Sound will probably become more important once you have owned the DP for a while. There are many things in the compression methods and/or sound signature that may annoy you once you hear them a lot. Also, key feel seems to be closely tied to the response of the sound engine, so key / sound interaction is something to consider as well.

Originally Posted by trigalg693
I don't really mind key feel either, just the action. It doesn't need speakers since I imagine I'll be using headphones usually. I'd say my budget is under 2000 USD.

I recommend you get some nice (>$100 that aren't Bose) headphones for your practice. Make sure they are comfortable for long-term use. I have a pair of Audio Technica ATH-AD700 I got pretty inexpensively that I actually like more than my AKG K271's for both sound and comfort reasons (though I still use my K271's when I need to reduce loud environmental noise). They're kind of a quirky fit though with no in/out pivot so I wear them with the band tilted towards my forehead. Headphones are another very personal decision.

Originally Posted by trigalg693
EDIT: After looking around more, I realized that I'm asking a lot out of a <2k digital piano... The Kawai MP-6 appears to support half-pedaling but then I see some contradictory information so I don't know. I definitely do not want any sort of USB nonsense or mixing or whatever...

Most DP sound engines support half-pedaling one way or another. I specifically test for this over on the DPBSD thread (where the MP6 has been reviewed BTW, the first post has a linked index to all the reviews). But you need a continuous damper controller pedal and a continuous controller input on the DP to utilize this function when playing it via the keys. Many DPs come with this too and it is usually in the specs / accessories list.

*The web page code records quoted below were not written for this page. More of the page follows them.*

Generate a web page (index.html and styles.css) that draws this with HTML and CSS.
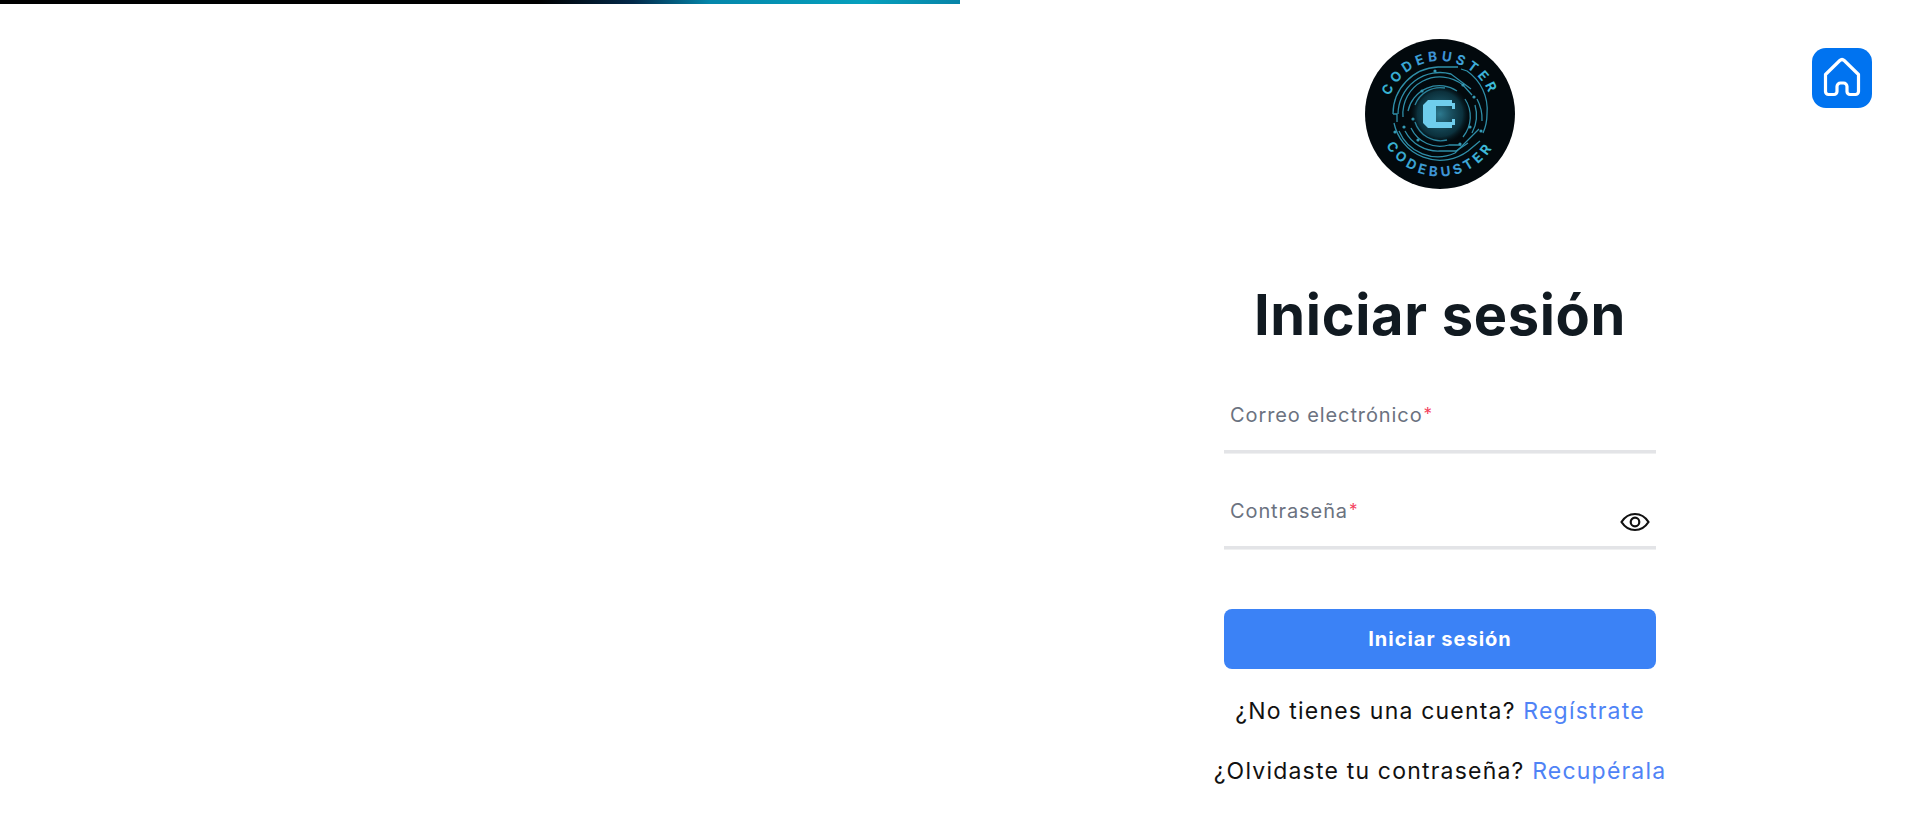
FILE: index.html
```html
<!DOCTYPE html>
<html lang="es">
<head>
<meta charset="utf-8">
<title>Iniciar sesión</title>
<link rel="stylesheet" href="styles.css">
</head>
<body>
<main class="page">
  <section class="left"><div class="progress"></div></section>
  <section class="right">
    <a class="home" href="#" aria-label="Inicio">
      <svg viewBox="0 0 60 60" width="60" height="60" fill="none" stroke="#fff" stroke-width="3.200" stroke-linejoin="round" stroke-linecap="round">
        <path d="M13.500 26.500 27.800 12.500a3.200 3.200 0 0 1 4.400 0L46.500 26.500V43.500a3 3 0 0 1-3 3H38a3 3 0 0 1-3-3V38.500a3.500 3.500 0 0 0-3.500-3.500h-3a3.500 3.500 0 0 0-3.500 3.500V43.500a3 3 0 0 1-3 3H16.500a3 3 0 0 1-3-3Z"/>
      </svg>
    </a>
    <svg class="logo" viewBox="0 0 150 150" width="150" height="150" role="img" aria-label="Codebuster">
      <defs>
        <linearGradient id="lg" x1="0" y1="0" x2="1" y2="0">
          <stop offset="0" stop-color="#36b9d2"/><stop offset=".5" stop-color="#3f8fd6"/><stop offset="1" stop-color="#3cc4da"/>
        </linearGradient>
        <radialGradient id="gl"><stop offset="0" stop-color="#49c4e6" stop-opacity=".6"/><stop offset=".75" stop-color="#1d7a94" stop-opacity=".35"/><stop offset="1" stop-color="#0a2a35" stop-opacity="0"/></radialGradient>
        <path id="arcT" d="M22 75a53 53 0 0 1 106 0"/>
        <path id="arcB" d="M12.500 75a62.500 62.500 0 0 0 125 0"/>
      </defs>
      <circle cx="75" cy="75" r="75" fill="#02090d"/>
      <g fill="none" stroke="#2f8ea8" stroke-width="1.300">
        <path d="M28 75a47 47 0 0 1 45-47h20M96 30l6 2a47 47 0 0 1 20 43 47 47 0 0 1-4 19"/>
        <path d="M33 75a42 42 0 0 1 53-40l20 15M112 60a42 42 0 0 1 5 22"/>
        <path d="M38 78a37 37 0 0 1 60-32l9 10M110 66a37 37 0 0 1-3 28"/>
        <path d="M43 72a32 32 0 0 1 49-20M100 60a32 32 0 0 1-2 38"/>
        <path d="M29 84a47 47 0 0 0 74 28l12-10"/>
        <path d="M34 92a42 42 0 0 0 56 22l24-24"/>
        <path d="M40 92a37 37 0 0 0 35 20h16l12-8"/>
        <path d="M46 89a32 32 0 0 0 38 17h12"/>
        <path d="M50 83a27 27 0 0 0 32 18"/>
        <path d="M50 66a27 27 0 0 1 30-17"/>
        <path d="M28 75h4v8"/>
      </g>
      <g fill="#359ab5">
        <circle cx="57" cy="52" r="1.600"/><circle cx="70" cy="32" r="1.600"/><circle cx="98" cy="46" r="1.600"/><circle cx="109" cy="58" r="1.600"/>
        <circle cx="39" cy="88" r="1.600"/><circle cx="48" cy="80" r="1.600"/><circle cx="53" cy="101" r="1.600"/><circle cx="95" cy="105" r="1.600"/><circle cx="116" cy="92" r="1.600"/><circle cx="105" cy="88" r="1.600"/><circle cx="30" cy="93" r="1.600"/>
      </g>
      <circle cx="75" cy="75" r="30" fill="url(#gl)"/>
      <path fill="#6fcdec" d="M63 61h24v3h3v6h-3v-3H71v16h16v-3h3v6h-3v3H63l-5-5V66Z"/>
      <g class="logo-text" fill="url(#lg)">
        <text><textPath href="#arcT" startOffset="50%" text-anchor="middle">CODEBUSTER</textPath></text>
        <text><textPath href="#arcB" startOffset="50%" text-anchor="middle">CODEBUSTER</textPath></text>
      </g>
    </svg>
    <h1 class="title">Iniciar sesión</h1>
    <form class="form">
      <div class="field">
        <label class="label">Correo electrónico<span class="req">*</span></label>
      </div>
      <div class="field">
        <label class="label">Contraseña<span class="req">*</span></label>
        <svg class="eye" viewBox="0 0 30 20" width="30" height="20" fill="none" stroke="#111" stroke-width="2.200">
          <path d="M1.500 10C5 4.500 9.500 2 15 2s10 2.500 13.500 8C25 15.500 20.500 18 15 18S5 15.500 1.500 10Z"/>
          <circle cx="15" cy="10" r="4.300"/>
        </svg>
      </div>
      <button class="submit" type="button">Iniciar sesión</button>
      <p class="note">¿No tienes una cuenta? <a href="#">Regístrate</a></p>
      <p class="note">¿Olvidaste tu contraseña? <a href="#">Recupérala</a></p>
    </form>
  </section>
</main>
</body>
</html>
```
FILE: styles.css
```css
* { box-sizing: border-box; }
html, body { margin: 0; height: 100%; background: #fff; }
body { font-family: Inter, "Liberation Sans", sans-serif; color: #111827; }
.page { display: grid; grid-template-columns: 960px 960px; height: 827px; overflow: hidden; }
.left { min-width: 0; }
.progress { width: 100%; height: 4px; background: linear-gradient(90deg, #000 0, #000 56%, #02294a 66%, #0487ab 74%, #06a0bd 90%, #0784a8 100%); }
.right { position: relative; display: flex; flex-direction: column; align-items: center; padding-top: 39px; }
.home { position: absolute; top: 48px; right: 48px; width: 60px; height: 60px; border-radius: 14px; background: #0073f0; display: block; }
.home svg { display: block; }
.logo { display: block; flex: none; }
.logo-text { font: 700 13.500px Inter, sans-serif; letter-spacing: 3.800px; }
.title { margin: 92px 0 0; font-size: 56px; line-height: 68px; font-weight: 700; color: #111a21; letter-spacing: .65px; }
.form { width: 432px; margin-top: 41px; display: flex; flex-direction: column; }
.field { position: relative; height: 63px; padding: 12px 6px 0; border-bottom: 3px solid #e3e4e7; box-shadow: 0 1px 0 #eff0f1; margin-bottom: 33px; }
.field:nth-of-type(2) { margin-bottom: 60px; }
.label { display: block; font-size: 20px; line-height: 26px; letter-spacing: .9px; color: #6b7280; }
.req { display: inline-block; font-size: 17px; line-height: 16px; letter-spacing: 0; color: #f43f5e; margin-left: 1px; vertical-align: 2px; }
.eye { position: absolute; right: 6px; bottom: 14px; }
.submit { height: 60px; border: 0; border-radius: 8px; background: #3b82f6; color: #fff; font: 700 20px Inter, sans-serif; letter-spacing: 1px; }
.note { margin: 0; align-self: center; text-align: center; font-size: 23px; line-height: 30px; letter-spacing: 1.200px; color: #111; white-space: nowrap; }
.submit + .note { margin-top: 27px; }
.note + .note { margin-top: 30px; }
.note a { color: #4f83f6; text-decoration: none; }
```
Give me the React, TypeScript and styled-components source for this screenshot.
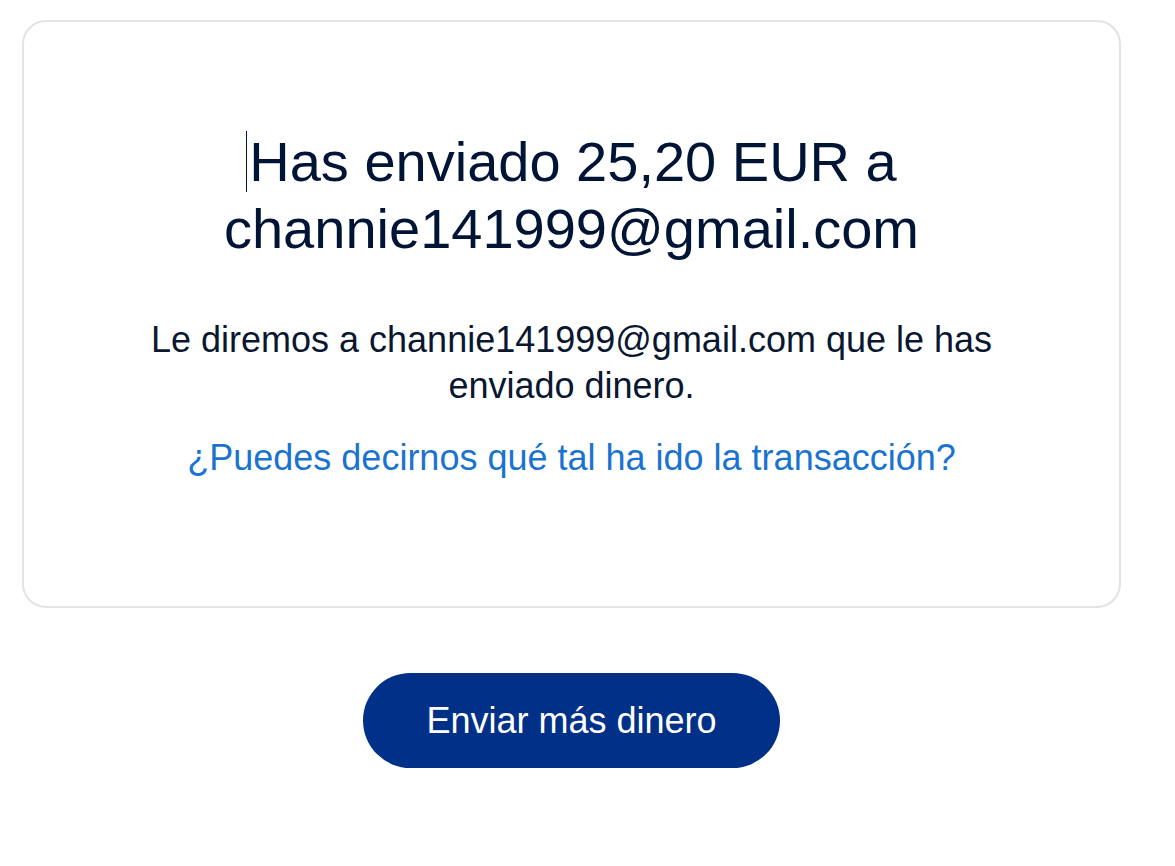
import styled, { createGlobalStyle } from "styled-components";

const GlobalStyle = createGlobalStyle`
  html, body {
    margin: 0;
    padding: 0;
    background: #ffffff;
  }
  body {
    font-family: "Liberation Sans", Arial, sans-serif;
  }
`;

function App() {
  return (
    <>
      <GlobalStyle />
      <Page>
        <Card>
          <Title>
            <Caret />
            Has enviado 25,20 EUR a channie141999@gmail.com
          </Title>
          <Message>
            Le diremos a channie141999@gmail.com que le has enviado dinero.
          </Message>
          <FeedbackLink href="#">
            ¿Puedes decirnos qué tal ha ido la transacción?
          </FeedbackLink>
        </Card>
        <Actions>
          <PrimaryButton type="button">Enviar más dinero</PrimaryButton>
        </Actions>
      </Page>
    </>
  );
}

export default App;

const Page = styled.main`
  width: 1099px;
  padding: 20px 0 0 22px;
  display: flex;
  flex-direction: column;
`;

const Card = styled.section`
  box-sizing: border-box;
  width: 1099px;
  height: 588px;
  border: 2px solid #e3e3e3;
  border-radius: 24px;
  padding: 106px 120px 0;
  display: flex;
  flex-direction: column;
  align-items: center;
  text-align: center;
`;

const Title = styled.h1`
  margin: 0;
  max-width: 720px;
  font-size: 56px;
  line-height: 67px;
  font-weight: 400;
  color: #001435;
`;

const Caret = styled.span`
  display: inline-block;
  width: 0;
  height: 61px;
  margin-right: 2px;
  border-left: 1.5px solid #001435;
  vertical-align: -11px;
`;

const Message = styled.p`
  margin: 55px 0 0;
  max-width: 860px;
  font-size: 36px;
  line-height: 46px;
  color: #0a1730;
`;

const FeedbackLink = styled.a`
  margin-top: 26px;
  font-size: 36px;
  line-height: 46px;
  color: #1a73d1;
  text-decoration: none;
`;

const Actions = styled.div`
  display: flex;
  justify-content: center;
  margin-top: 65px;
`;

const PrimaryButton = styled.button`
  width: 417px;
  height: 95px;
  border: none;
  border-radius: 48px;
  background: #003087;
  color: #ffffff;
  font-family: "Liberation Sans", Arial, sans-serif;
  font-size: 36px;
  cursor: pointer;
`;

You might want to wait a bit and try the new keys on the RD-300NX or FP-4F when they finally hit stores. The key feel is rather unknown at this point, but lighter overall DP weight and what most consider to be the best Roand SuperNATURAL piano will likely be in both. Otherwise, I'd recommend the RD-700NX which has three SN pianos and good keys, but is rather heavy (55 lbs) and somewhat longer than most DPs. The RD-700NX doesn't have a music rest either, something you should probably consider. The RPU3 optional three pedal unit is quite nice and all three pedals are continuous controllers (three TRS 1/4" plugs - I tested them with a DMM).

This is a personal decision, and you should do as much research up-front and try as many of them as you can before you buy. The best DP for someone else may be the worst DP for you.
It's like choosing a house... or a guitar... as a piano.. you need to fall in lvoe with it :-)

I didn't with most...
does having a TRS connection guarantee a continuous controller?
Originally Posted by trigalg693
I think a "stage piano" is what I'm looking for. It doesn't need speakers since I imagine I'll be using headphones usually. I'd say my budget is under 2000 USD.
If you expect to be using 'phones, I'm guessing that you'll be sharing a room. If that's so, it'd be a good idea to play-test DP's with the power off. That's a good way to assess touch and it'll also tell you how noisy the action is. You might want to start with Kawais. Yamaha's GHE actions can be a little noisy on rebound - at least they were on the two Yamaha stage pianos that I owned.

A simple X-stand will probably not provide the stability that's needed, to focus on playing. If you don't get recommendations for stands in this thread, it'd be worthwhile to start a new one.
Originally Posted by craig son of berg
does having a TRS connection guarantee a continuous controller?

I don't know about guarantee, but TRS probably makes it more likely that it is continuous. Continuous controllers are more expensive than the switch type, so if it is continuous you'll probably know that from the ad and the specs. Manufacturers don't seem to be going out of their way to hide this from us (yet).
Thanks for the suggestions, it's a relief to hear a lot of models have continuous damper control. I have already looked into headphones, no worries there smile This is probably too hopeful, but are there DPs with continuous soft pedal action? That would be REALLY nice lol but I suppose I shouldn't get my hopes up.

I will definitely go to a local store and try out some, I have one pretty close to me that sells Kawai and Roland digitals. The Roland FP-4 and RD-300 look nice, if they're not in stores hopefully they will be by summer so I can try them.
Originally Posted by trigalg693
This is probably too hopeful, but are there DPs with continuous soft pedal action?
Some of Roland's console DP's offer "continuous detection" with both their damper and soft pedals. Roland's RPU-3 is intended for their FP-7F and RD700 series DP's. You might want to ask the shop owner if these DP's will recognize half pedaling and if so, if the RPU-3 has a continuous controller soft pedal.

Sweetwater has the FP-7F for $1999. Your local shop may be willing to price match.

As always, play-test with the power off, to judge action noise.
Do all digital pianos of the same model have the same touch? I noticed you can get these online much cheaper.
No difference between the actions.

Check your local shop for price matching. All you have to do is mention that you saw it on ___________ for _______. A lot depends on the amount of competition in your area. Shops with no competition are less likely to price match. Can't hurt to ask.

Originally Posted by FogVilleLad
No difference between the actions.

Check your local shop for price matching. All you have to do is mention that you saw it on ___________ for _______. A lot depends on the amount of competition in your area. Shops with no competition are less likely to price match. Can't hurt to ask.



I find you can do even better. Guitar center will match the price then give you 10% of the difference. But many times you can get 10% off sticker and beat the on-line price outright. The last thing I bought at GC had a $180 sticker but there was an online 165 price so I printed out the web page and took it in. I got it for 163.50 (I rounded the prices but you get the idea) This is company policy in all of their stores so there is no haggling, they know the drill and even have computers in the store.